INFO. C'est une réforme réclamée depuis longtemps par les avocats mais autant redoutée par les policiers. L'Assemblée nationale a adopté lundi une directive européenne qui renforce les droits des gardés à vue. La principale évolution de ce texte consiste à offrir le droit à la présence d'un avocat y compris lors des "auditions libres", qui ne durent que 4 heures maximum. Mais l'amendement EELV n'a toutefois pas été adopté par les députés. Cet amendement proposait d'offrir à l'avocat l'accès à l'ensemble de la procédure visant son client, dès le début de cette mesure de privation de liberté. Le gouvernement et les syndicats de policiers s'étaient élevés contre cet amendement. 

Une révolution de la garde à vue… Avec cet accès à toute la procédure, l'avocat aurait pu disposer de tous les éléments de l'enquête : tous les PV, toutes les écoutes, tous les témoignages à charge recueillis par les enquêteurs. Ainsi, l'amendement EELV allait bien au-delà des directives européennes. L'adoption de ce texte aurait provoqué une véritable révolution et un bouleversement total du fonctionnement de la garde à vue. Le fonctionnement restera donc comme il l'est jusqu'à présent. Aujourd'hui, les avocats n'ont accès à rien et découvrent tout pendant l'interrogatoire de leur client. Une situation qui profite aux policiers en leur permettant de bluffer, de prêcher le faux pour savoir le vrai.

…Et "la fin de la police judiciaire" ? Pour Christophe Rouget, porte-parole du SCSI, premier syndicat d'officiers, l'adoption de cet amendement aurait été un coup fatal pour la Police Judiciaire. "Cette loi remet en cause tout le secret de l'enquête. Il y a une mise en danger des personnes entendues car sur les procès-verbaux figurent le nom des plaignants, le nom des victimes, celui des témoins avec leur numéro de téléphone et leur adresse", s'offusquait-il au micro d'Europe 1.
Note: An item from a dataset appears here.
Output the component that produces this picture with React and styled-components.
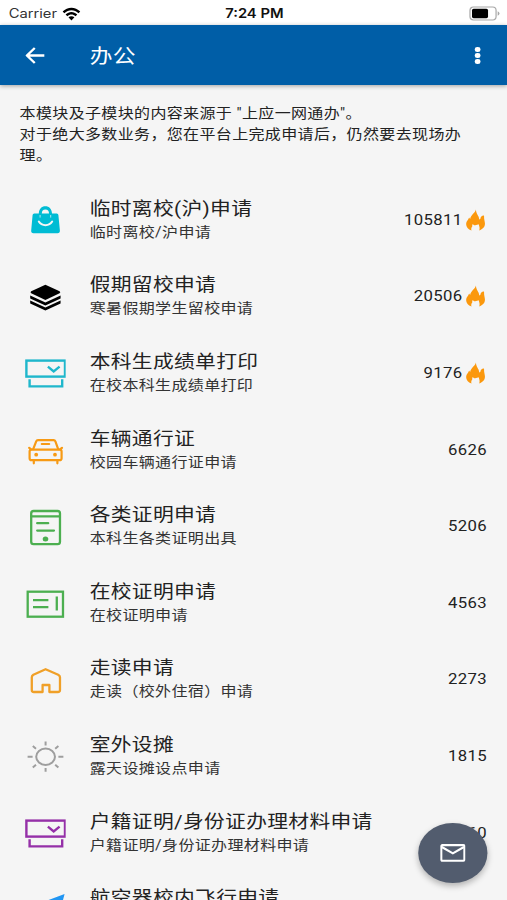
import styled, { createGlobalStyle } from 'styled-components'

const GlobalStyle = createGlobalStyle`
  html, body {
    margin: 0;
    height: 900px;
    overflow: hidden;
    background: #f5f5f5;
  }
`

const items = [
    { icon: 'bag', color: '#00bcd4', title: '临时离校(沪)申请', desc: '临时离校/沪申请', count: 105811, hot: true },
    { icon: 'layers', color: '#000', title: '假期留校申请', desc: '寒暑假期学生留校申请', count: 20506, hot: true },
    { icon: 'printer', color: '#1fb7cc', title: '本科生成绩单打印', desc: '在校本科生成绩单打印', count: 9176, hot: true },
    { icon: 'car', color: '#f79a14', title: '车辆通行证', desc: '校园车辆通行证申请', count: 6626 },
    { icon: 'tablet', color: '#4caf50', title: '各类证明申请', desc: '本科生各类证明出具', count: 5206 },
    { icon: 'ticket', color: '#4caf50', title: '在校证明申请', desc: '在校证明申请', count: 4563 },
    { icon: 'house', color: '#f0a028', title: '走读申请', desc: '走读（校外住宿）申请', count: 2273 },
    { icon: 'sun', color: '#9e9e9e', title: '室外设摊', desc: '露天设摊设点申请', count: 1815 },
    { icon: 'printer', color: '#9530a8', title: '户籍证明/身份证办理材料申请', desc: '户籍证明/身份证办理材料申请', count: 1660 },
    { icon: 'plane', color: '#2196f3', title: '航空器校内飞行申请' },
]

const shapes = {
    bag: (
        <g stroke="none" fill="currentColor">
            <path d="M10 14.5H14.6C14.8 10 17.4 7.3 21.2 7.3S27.6 10 27.8 14.5H32.6Q34 14.5 34.2 16L35.7 31.6Q35.8 34.2 33.4 34.2H9.2Q6.8 34.2 7 31.6L8.4 16Q8.6 14.5 10 14.5Z" />
            <path d="M15.9 18.6V16M26.5 18.6V16" fill="none" stroke="#f5f5f5" strokeWidth=".9" opacity=".8" />
            <path d="M17.6 14.5C17.6 11.8 18.8 10.4 21.2 10.4S24.8 11.8 24.8 14.5Z" fill="#f5f5f5" />
            <path d="M14.6 22.6C17.4 27.4 25.2 27.4 28 22.6" fill="none" stroke="#f5f5f5" strokeWidth="2" strokeLinecap="round" />
        </g>
    ),
    layers: (
        <g stroke="none" fill="currentColor">
            <path d="M21.2 8.8L35.4 15.3Q36.8 16.3 35.4 17.3L21.2 24L7 17.3Q5.6 16.3 7 15.3Z" />
            <path d="M6 19.4L21.2 26.4L36.4 19.4V22.4L21.2 29.4L6 22.4Z" />
            <path d="M6 24.6L21.2 31.5L36.4 24.6V27.5L21.2 34.5L6 27.5Z" />
        </g>
    ),
    printer: (
        <g strokeWidth="2.4">
            <rect x="2.2" y="8.6" width="38.6" height="16" />
            <path d="M5.4 27.2V34.4H38V27.2" />
            <path d="M23.7 14.6L29.5 19.4L35.4 14.6" />
        </g>
    ),
    car: (
        <g strokeWidth="2.2" strokeLinecap="round">
            <rect x="5.4" y="20.6" width="32" height="10.6" rx="2" />
            <path d="M9 20.2L12 12.4Q12.5 11.2 13.8 11.2H29.4Q30.7 11.2 31.2 12.4L34 20.2" />
            <path d="M17.6 15H25M9.6 32V34.3M33.2 32V34.3M5 18.8L6.6 20.2M37.8 18.8L36.2 20.2" />
            <circle cx="12" cy="25.7" r="1.9" fill="currentColor" stroke="none" />
            <circle cx="30.8" cy="25.7" r="1.9" fill="currentColor" stroke="none" />
        </g>
    ),
    tablet: (
        <g strokeWidth="2.3" strokeLinecap="round">
            <rect x="7" y="5" width="28.8" height="33.2" rx="2.4" />
            <path d="M7 10.3H35.6M13 17.2H24M13 24.6H29.8" />
            <ellipse cx="21.3" cy="33" rx="2.8" ry="2.5" fill="currentColor" stroke="none" />
        </g>
    ),
    ticket: (
        <g strokeWidth="2.3">
            <rect x="3.5" y="9.7" width="35.3" height="25" />
            <path d="M8.8 18.2H24.2M8.8 25.1H24.2M32.6 14.6V28.4" />
        </g>
    ),
    house: (
        <path strokeWidth="2.3" strokeLinejoin="round" d="M21.4 10.2L9.2 15.8Q7.6 16.8 7.6 18.2V31Q7.6 33 9.6 33H18.4V26H25.2V33H33.6Q35.8 33 35.8 31V18.2Q35.8 16.8 34 15.8Z" />
    ),
    sun: (
        <g strokeWidth="2">
            <ellipse cx="21.4" cy="21.7" rx="9.4" ry="8.2" />
            <path d="M3.4 21.7H8.4M34.2 21.7H39.2M21.4 6.6V10.4M21.4 33V36.8M8.6 11L11.8 13.7M34.2 11L31 13.7M8.6 32.6L11.8 29.8M34.2 32.6L31 29.8" />
        </g>
    ),
    plane: (
        <path stroke="none" fill="currentColor" d="M40.4 5L3 19L15 25L33 12L19 27V35L25 30L33 33Z" />
    ),
}

const Flame = () => (
    <FlameSvg viewBox="0 0 20 22" preserveAspectRatio="none">
        <path d="M10.4 .4C10 3.4 5.2 5.6 4.6 10C4.3 9.4 4 9 3.5 8.6C3.2 10.8 .6 12 .6 14.9C.6 17.8 2.6 20.2 6 21.4C5.4 20 5.8 18.6 6.8 17.2C6.6 16.4 6.7 15.5 7.4 14.9C7.8 15.8 8.6 16.4 9.6 16.2C11 15.9 12.4 15.8 13.2 15.2C13.2 16.6 14.8 18.2 13.7 21.4C17.2 20.4 19.4 17.8 19.4 14.8C19.4 12.2 18.3 10.4 18.5 6.4C16.4 6.2 14.9 7.6 14.9 9.6C14.9 10.6 13.6 10.8 13.5 9.4C13.4 6.6 10.6 5.2 10.4 .4Z" />
    </FlameSvg>
)

const Row = ({ icon, color, title, desc, count, hot }) => (
    <RowContainer>
        <RowIcon color={color} viewBox="0 0 42 42" preserveAspectRatio="none">{shapes[icon]}</RowIcon>
        <RowText>
            <Title>{title}</Title>
            <Desc>{desc}</Desc>
        </RowText>
        <Count>{count}</Count>
        {hot && <Flame />}
    </RowContainer>
)

const App = () => (
    <>
        <GlobalStyle />
        <Screen>
            <StatusBar>
                <Carrier>
                    Carrier
                    <svg width="16" height="14" viewBox="0 0 18 14" preserveAspectRatio="none">
                        <path d="M.4 4.6C5.2-.6 12.8-.6 17.6 4.6L15.9 6.3C12 2.2 6 2.2 2.1 6.3Z" />
                        <path d="M3.3 7.5C6.6 4.1 11.4 4.1 14.7 7.5L13 9.2C10.6 6.9 7.4 6.9 5 9.2Z" />
                        <path d="M6.1 10.3C7.8 8.8 10.2 8.8 11.9 10.3L9 13.4Z" />
                    </svg>
                </Carrier>
                <Time>7:24 PM</Time>
                <Battery>
                    <svg width="27" height="15" viewBox="0 0 31 15" preserveAspectRatio="none">
                        <rect x="1" y="1" width="26" height="13" rx="3.4" fill="none" stroke="#a8a8a8" strokeWidth="1.2" />
                        <rect x="3" y="2.8" width="16" height="9.4" rx="1.6" />
                        <path d="M28.6 5.2Q30.4 6.2 30.4 7.5T28.6 9.8Z" fill="#a8a8a8" />
                    </svg>
                </Battery>
            </StatusBar>
            <AppBar>
                <BackIcon viewBox="0 0 20 18" preserveAspectRatio="none">
                    <path d="M19.4 9H2M9.6 1L1.6 9L9.6 17" />
                </BackIcon>
                <BarTitle>办公</BarTitle>
                <Dots>
                    <i />
                    <i />
                    <i />
                </Dots>
            </AppBar>
            <Content>
                <Intro>
                    <p>本模块及子模块的内容来源于 "上应一网通办"。</p>
                    <p>对于绝大多数业务，您在平台上完成申请后，仍然要去现场办理。</p>
                </Intro>
                {items.map(item => <Row key={item.title} {...item} />)}
            </Content>
            <MailButton>
                <svg width="22" height="18" viewBox="0 0 25 18" preserveAspectRatio="none">
                    <rect x="1.1" y="1.1" width="22.8" height="15.6" rx="1" />
                    <path d="M1.6 3L12.5 9.4L23.4 3" />
                </svg>
            </MailButton>
        </Screen>
    </>
)

export default App

// laid out on a 440px wide screen, then widened to fill the 507px window
const Screen = styled.div`
  position: relative;
  display: flex;
  flex-direction: column;
  width: 440px;
  height: 900px;
  overflow: hidden;
  transform: scaleX(1.15227);
  transform-origin: 0 0;
  background: #f5f5f5;
  color: #222;
  font-family: Roboto, 'Noto Sans CJK SC', sans-serif;
`

const StatusBar = styled.div`
  display: grid;
  grid-template-columns: 1fr auto 1fr;
  align-items: center;
  flex: none;
  height: 25px;
  padding: 2px 6px 0 7.5px;
  box-sizing: border-box;
  background: white;
  color: #111;
  font-family: Inter, sans-serif;
  font-size: 12.8px;
`

const Carrier = styled.div`
  display: flex;
  align-items: center;
  gap: 4.5px;
  color: #333;
  svg {
    fill: #000;
  }
`

const Time = styled.div`
  font-weight: 600;
`

const Battery = styled.div`
  display: flex;
  justify-content: flex-end;
`

const AppBar = styled.div`
  position: relative;
  display: flex;
  align-items: center;
  flex: none;
  height: 60px;
  padding: 1px 23.5px 0 22.3px;
  box-sizing: border-box;
  background: #005ea7;
  color: white;
  box-shadow: 0 1px 4px rgba(0,0,0,.35);
`

const BackIcon = styled.svg`
  width: 17px;
  height: 17px;
  fill: none;
  stroke: white;
  stroke-width: 2.4;
`

const BarTitle = styled.div`
  flex: 1;
  margin-left: 38.7px;
  padding-top: 3.5px;
  font-size: 19.8px;
  line-height: 24px;
`

const Dots = styled.div`
  display: grid;
  row-gap: 1.7px;
  i {
    width: 4.4px;
    height: 4.6px;
    border-radius: 50%;
    background: white;
  }
`

const Content = styled.div`
  flex: 1;
  min-height: 0;
  overflow: hidden;
`

const Intro = styled.div`
  height: 97px;
  padding: 17.5px 17.4px 0 17px;
  box-sizing: border-box;
  font-size: 13.9px;
  line-height: 21.3px;
  letter-spacing: .3px;
  p {
    margin: 0;
  }
`

const RowContainer = styled.div`
  display: flex;
  align-items: center;
  height: 76.6px;
  padding: 0 17.4px 0 21px;
`

const RowIcon = styled.svg`
  flex: none;
  width: 36.45px;
  height: 42px;
  color: ${({ color }) => color};
  fill: none;
  stroke: currentColor;
`

const RowText = styled.div`
  flex: 1;
  height: 49px;
  margin-left: 20.4px;
  white-space: nowrap;
`

const Title = styled.div`
  font-size: 18px;
  line-height: 25px;
  letter-spacing: .3px;
`

const Desc = styled.div`
  font-size: 13.9px;
  line-height: 22px;
  letter-spacing: .3px;
  color: #333;
`

const Count = styled.div`
  font-size: 14.5px;
  letter-spacing: .3px;
`

const FlameSvg = styled.svg`
  width: 17.4px;
  height: 22px;
  margin: 0 .8px 1px 3px;
  fill: #fb980d;
`

const MailButton = styled.div`
  position: absolute;
  right: 17px;
  bottom: 17.5px;
  display: grid;
  place-items: center;
  width: 59.8px;
  height: 59.5px;
  border-radius: 50%;
  background: #525c6e;
  box-shadow: 0 3px 6px rgba(0,0,0,.28);
  svg {
    fill: none;
    stroke: white;
    stroke-width: 2.1;
  }
`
"Comment va être organisée la consultation du dossier ? Dans quels locaux ? Dans quels délais ? Il faut imaginer que quand une garde à vue commence, la procédure judicaire fait des pages et des pages et c'est cela qui va être donné à un avocat. Combien de temps va-t-il mettre pour consulter le dossier et que va faire le policier pendant ce temps ?", s'interrogeait encore le syndicaliste policier en soulignant que 40 % du temps de la garde à vue est déjà consacré à des tâches administratives.

Soutien de Bernard Cazeneuve et du gouvernement.  Les policiers avaient reçu lundi un soutien de taille en la personne de Bernard Cazeneuve. Le ministre de l'Intérieur qui sortait d'une réunion avec Manuel Valls, s'était ainsi déclaré opposé à la réforme. "Je ne suis pas favorable à cet amendement et ce gouvernement n'est pas favorable à cet amendement, et je ferai ce qu'il faut", a-t-il indiqué à quelques heures de l'examen du texte.